Moby Dick; or The Whale
Now considered an American classic and a staple of college literature courses, Moby Dick nearly bankrupted its publisher when it was first released in 1851. Early reviews of Herman Melville’s novel were mixed at best. Many of the negative reviews came from British reviewers, who could not understand why the novel seemed to be narrated by someone who dies at the end of the book—the British edition erroneously omitted the epilogue where Ishmael explains his survival. “Mr. Melville has to thank himself only,” one reviewer wrote in The Athenaeum, “if his horrors and his heroics are flung aside by the general reader as so much trash belonging to the worst school of Bedlam literature—since he seems not so much unable to learn as disdainful of learning the craft of an artist.”
Unable to find a publisher in the United States or the UK, Vladimir Nabokov initially published his controversial novel in 1955 with Olympia Press in France, known for its erotic fiction. The first print run of five thousand copies sold out, but the book was swiftly banned in France and the UK. When it was finally published in the United States by G.P. Putnam’s Sons in 1958, it became a best seller almost immediately, likely because of its controversy. It received mixed reviews. “Lolita is not crudely crammed with Anglo-Saxon nouns and verbs and explicitly described scenes of sexual violence,” Orville Prescott wrote in the New York Times. “Its depravity is more refined. Mr. Nabokov, whose English vocabulary would astound the editors of the Oxford Dictionary, does not write cheap pornography. He writes highbrow pornography. Perhaps that is not his intention. Perhaps he thinks of his book as a satirical comedy and as an exploration of abnormal psychology. Nevertheless, Lolita is disgusting.”
A Game of Thrones
Twenty years after the publication of the first book in the now incredibly popular Song of Ice and Fire series, fantasy novelist George R.R. Martin wrote on his personal website that initial sales were less than spectacular and that turnout at his publicity stops was decidedly unimpressive. He recalls a 1996 event in St. Louis where not only did no one show up to hear him, but his reading actually drove four customers out of the bookstore. “Many fans of sword-and-sorcery will enjoy the epic scope of this book,” John H. Riskind wrote in the Washington Post, “something of a change of pace for Martin, who has spent the last decade working for television…Still, to my mind, this opening installment suffers from one-dimensional characters and less than memorable imagery.”
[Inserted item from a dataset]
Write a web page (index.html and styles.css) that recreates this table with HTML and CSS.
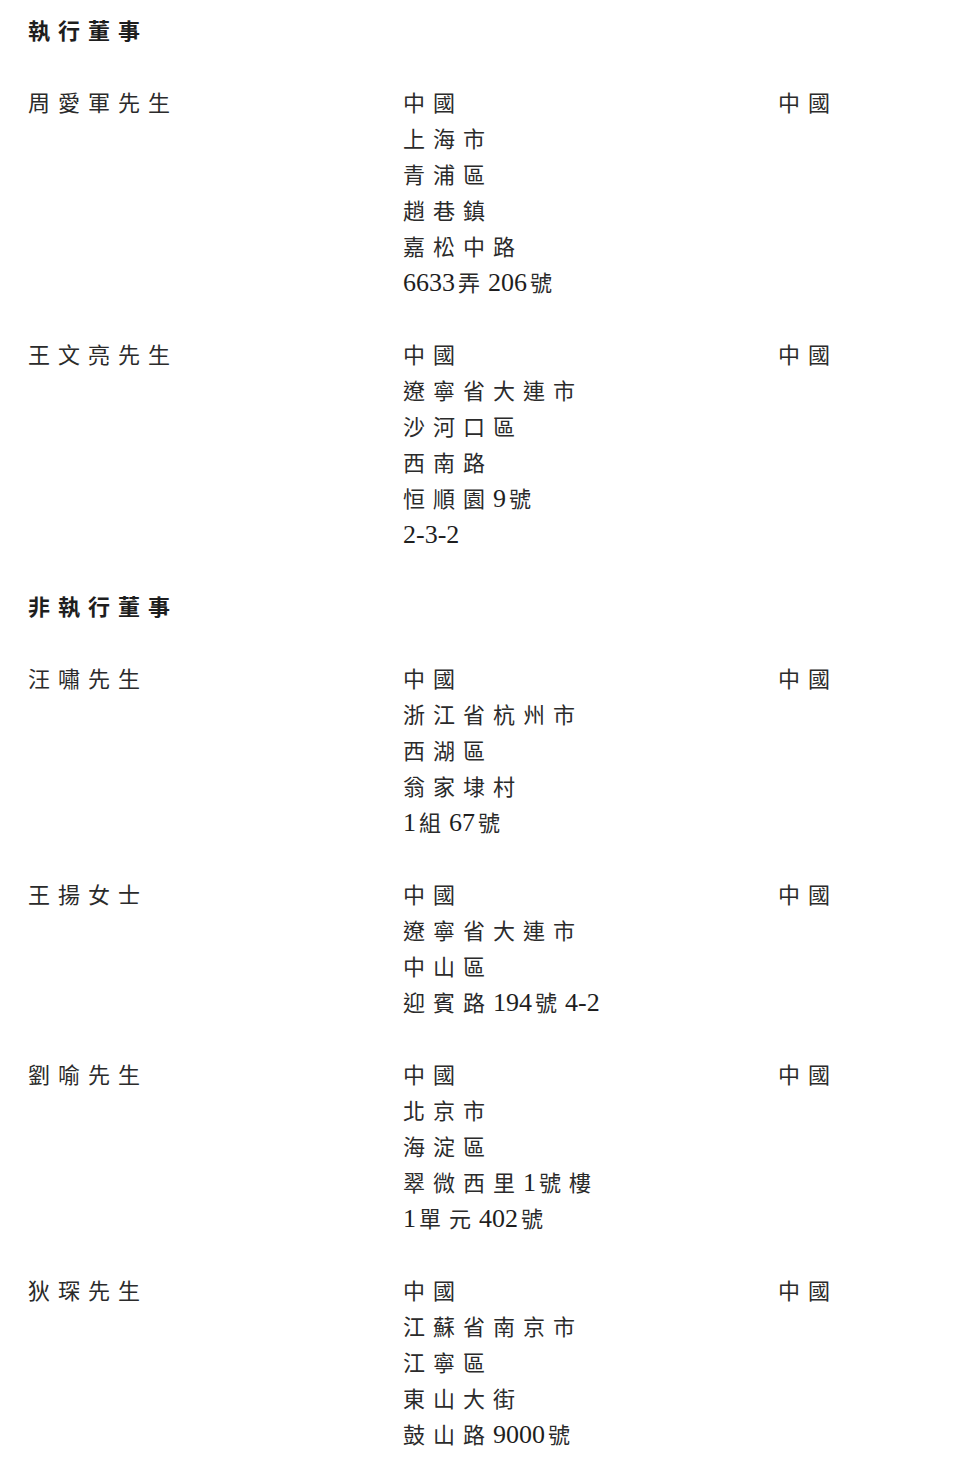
FILE: index.html
```html
<!DOCTYPE html>
<html lang="zh-Hant">
<head>
<meta charset="utf-8">
<link rel="stylesheet" href="styles.css">
</head>
<body>
<div class="doc">
  <h2 class="heading">執行董事</h2>
  <div class="row">
    <div class="name">周愛軍先生</div>
    <div class="addr">中國<br>上海市<br>青浦區<br>趙巷鎮<br>嘉松中路<br><span class="n">6633</span>弄<span class="n">206</span>號</div>
    <div class="nat">中國</div>
  </div>
  <div class="row">
    <div class="name">王文亮先生</div>
    <div class="addr">中國<br>遼寧省大連市<br>沙河口區<br>西南路<br>恒順園<span class="n">9</span>號<br><span class="n">2-3-2</span></div>
    <div class="nat">中國</div>
  </div>
  <h2 class="heading">非執行董事</h2>
  <div class="row">
    <div class="name">汪嘯先生</div>
    <div class="addr">中國<br>浙江省杭州市<br>西湖區<br>翁家埭村<br><span class="n">1</span>組<span class="n">67</span>號</div>
    <div class="nat">中國</div>
  </div>
  <div class="row">
    <div class="name">王揚女士</div>
    <div class="addr">中國<br>遼寧省大連市<br>中山區<br>迎賓路<span class="n">194</span>號<span class="n">4-2</span></div>
    <div class="nat">中國</div>
  </div>
  <div class="row">
    <div class="name">劉喻先生</div>
    <div class="addr">中國<br>北京市<br>海淀區<br>翠微西里<span class="n">1</span>號樓<br><span class="n">1</span>單元<span class="n">402</span>號</div>
    <div class="nat">中國</div>
  </div>
  <div class="row">
    <div class="name">狄琛先生</div>
    <div class="addr">中國<br>江蘇省南京市<br>江寧區<br>東山大街<br>鼓山路<span class="n">9000</span>號</div>
    <div class="nat">中國</div>
  </div>
</div>
</body>
</html>
```

FILE: styles.css
```css
html, body {
  margin: 0;
  padding: 0;
  background: #ffffff;
}
body {
  font-family: "Noto Sans CJK TC", "Noto Sans CJK SC", sans-serif;
  font-size: 22px;
  line-height: 36px;
  color: #2b2b2b;
  letter-spacing: 8px;
}
.doc {
  padding: 11px 0 0 28px;
}
.heading {
  margin: 0 0 36px 0;
  font-size: 22px;
  line-height: 36px;
  font-weight: 700;
  color: #1e1e1e;
}
.row {
  display: grid;
  grid-template-columns: 375px 375px 1fr;
  margin-bottom: 36px;
}
.n {
  font-family: "Liberation Serif", serif;
  font-size: 26px;
  line-height: 1;
  letter-spacing: 0;
  margin-right: 3px;
  color: #1e1e1e;
}
```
Although it was accepted for publication before Charlotte Brontë had completed Jane Eyre, Emily Brontë’s 1847 novel was released only after her sister’s novel had caught the public’s attention. Hoping to cash in on Jane Eyre’s popularity, the publisher of Wuthering Heights implied that both novels had the same author, leading many critics to compare the two—usually not in Emily’s favor. Emily died of tuberculosis only a year after her sole novel’s publication. “This novel is said to be by the author of Jane Eyre, and was eagerly caught at by a famished public on the strength of that report. It afforded, however, but little nutriment and has universally disappointed expectation,” a reviewer wrote in Graham’s Magazine. “How a human being could have attempted such a book as the present without committing suicide before he had finished a dozen chapters is a mystery. It is a compound of vulgar depravity and unnatural horrors, such as we might suppose a person, inspired by a mixture of brandy and gunpowder, might write for the edification of fifth-rate blackguards.”
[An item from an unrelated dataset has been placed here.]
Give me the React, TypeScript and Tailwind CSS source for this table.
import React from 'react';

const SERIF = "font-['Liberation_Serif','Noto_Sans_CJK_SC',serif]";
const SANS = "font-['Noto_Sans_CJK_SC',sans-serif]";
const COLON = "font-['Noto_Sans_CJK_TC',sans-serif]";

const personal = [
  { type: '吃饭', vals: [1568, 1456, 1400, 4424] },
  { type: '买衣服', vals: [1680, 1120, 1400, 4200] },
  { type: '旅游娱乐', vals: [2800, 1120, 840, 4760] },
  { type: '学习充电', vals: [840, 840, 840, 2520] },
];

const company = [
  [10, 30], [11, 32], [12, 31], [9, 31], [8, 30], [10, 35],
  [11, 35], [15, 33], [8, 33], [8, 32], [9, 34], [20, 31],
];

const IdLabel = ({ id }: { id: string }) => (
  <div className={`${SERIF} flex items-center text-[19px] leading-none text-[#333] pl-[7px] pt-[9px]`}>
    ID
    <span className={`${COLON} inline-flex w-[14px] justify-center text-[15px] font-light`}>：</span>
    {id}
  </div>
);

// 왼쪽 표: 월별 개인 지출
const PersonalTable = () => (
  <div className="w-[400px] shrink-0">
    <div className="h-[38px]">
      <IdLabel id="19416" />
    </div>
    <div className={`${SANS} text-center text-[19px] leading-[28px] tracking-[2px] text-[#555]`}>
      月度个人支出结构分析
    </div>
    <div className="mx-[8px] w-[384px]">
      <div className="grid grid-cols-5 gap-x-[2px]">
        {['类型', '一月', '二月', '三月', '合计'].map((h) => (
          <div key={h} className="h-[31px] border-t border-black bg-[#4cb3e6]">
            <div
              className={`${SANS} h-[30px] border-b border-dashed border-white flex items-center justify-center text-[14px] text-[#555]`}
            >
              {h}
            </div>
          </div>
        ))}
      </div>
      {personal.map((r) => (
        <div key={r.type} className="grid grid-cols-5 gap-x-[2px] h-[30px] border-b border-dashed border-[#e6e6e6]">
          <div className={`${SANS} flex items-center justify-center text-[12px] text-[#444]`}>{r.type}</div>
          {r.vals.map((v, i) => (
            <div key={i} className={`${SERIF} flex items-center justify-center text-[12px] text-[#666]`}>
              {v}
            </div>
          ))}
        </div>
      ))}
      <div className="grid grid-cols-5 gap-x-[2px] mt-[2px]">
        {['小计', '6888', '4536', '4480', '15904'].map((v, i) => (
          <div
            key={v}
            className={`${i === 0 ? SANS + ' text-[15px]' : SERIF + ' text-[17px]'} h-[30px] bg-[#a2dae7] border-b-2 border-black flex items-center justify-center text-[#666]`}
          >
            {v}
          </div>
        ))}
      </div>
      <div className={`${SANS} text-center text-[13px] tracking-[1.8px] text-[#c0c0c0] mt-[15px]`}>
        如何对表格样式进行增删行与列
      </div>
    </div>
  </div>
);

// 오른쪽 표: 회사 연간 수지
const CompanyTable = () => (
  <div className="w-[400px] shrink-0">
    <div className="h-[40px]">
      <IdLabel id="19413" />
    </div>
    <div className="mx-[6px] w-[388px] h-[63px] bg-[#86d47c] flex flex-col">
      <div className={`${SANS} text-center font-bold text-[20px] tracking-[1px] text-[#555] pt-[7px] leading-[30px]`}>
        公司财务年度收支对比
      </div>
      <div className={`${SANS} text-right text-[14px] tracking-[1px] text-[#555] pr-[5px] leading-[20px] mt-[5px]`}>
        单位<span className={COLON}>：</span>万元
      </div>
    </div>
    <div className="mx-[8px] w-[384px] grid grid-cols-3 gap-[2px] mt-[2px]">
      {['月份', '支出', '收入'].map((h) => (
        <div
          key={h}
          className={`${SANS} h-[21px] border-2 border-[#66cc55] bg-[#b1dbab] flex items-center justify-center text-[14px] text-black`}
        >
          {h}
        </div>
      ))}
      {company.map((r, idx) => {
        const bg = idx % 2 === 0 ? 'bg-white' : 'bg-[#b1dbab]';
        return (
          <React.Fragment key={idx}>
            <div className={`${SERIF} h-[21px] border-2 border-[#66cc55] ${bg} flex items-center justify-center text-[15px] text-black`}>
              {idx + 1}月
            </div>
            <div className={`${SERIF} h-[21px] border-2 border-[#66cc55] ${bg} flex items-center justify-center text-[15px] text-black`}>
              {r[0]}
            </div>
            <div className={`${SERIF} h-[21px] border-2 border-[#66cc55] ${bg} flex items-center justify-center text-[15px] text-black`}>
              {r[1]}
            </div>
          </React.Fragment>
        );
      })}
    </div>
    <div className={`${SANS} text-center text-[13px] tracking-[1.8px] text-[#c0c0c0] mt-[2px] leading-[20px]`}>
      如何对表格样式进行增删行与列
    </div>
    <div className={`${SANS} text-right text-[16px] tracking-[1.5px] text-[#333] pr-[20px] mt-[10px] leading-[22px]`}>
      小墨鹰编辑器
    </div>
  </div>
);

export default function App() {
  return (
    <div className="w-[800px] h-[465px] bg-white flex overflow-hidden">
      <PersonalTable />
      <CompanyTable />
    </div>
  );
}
Lapham’s Quarterly is running a series on the history of best sellers, exploring the circumstances that might inspire thousands to gravitate toward the same book and revisiting well-loved works from the past that, due to a variety of circumstances, vanished from the conversation after they peaked on the charts. We are also publishing a digital edition of one of these forgotten best sellers, Mary Augusta Ward’s 1903 novel Lady Rose’s Daughter, with a new introduction, annotations, and an appendix. To read more about the project and explore the other entries in the series, click here.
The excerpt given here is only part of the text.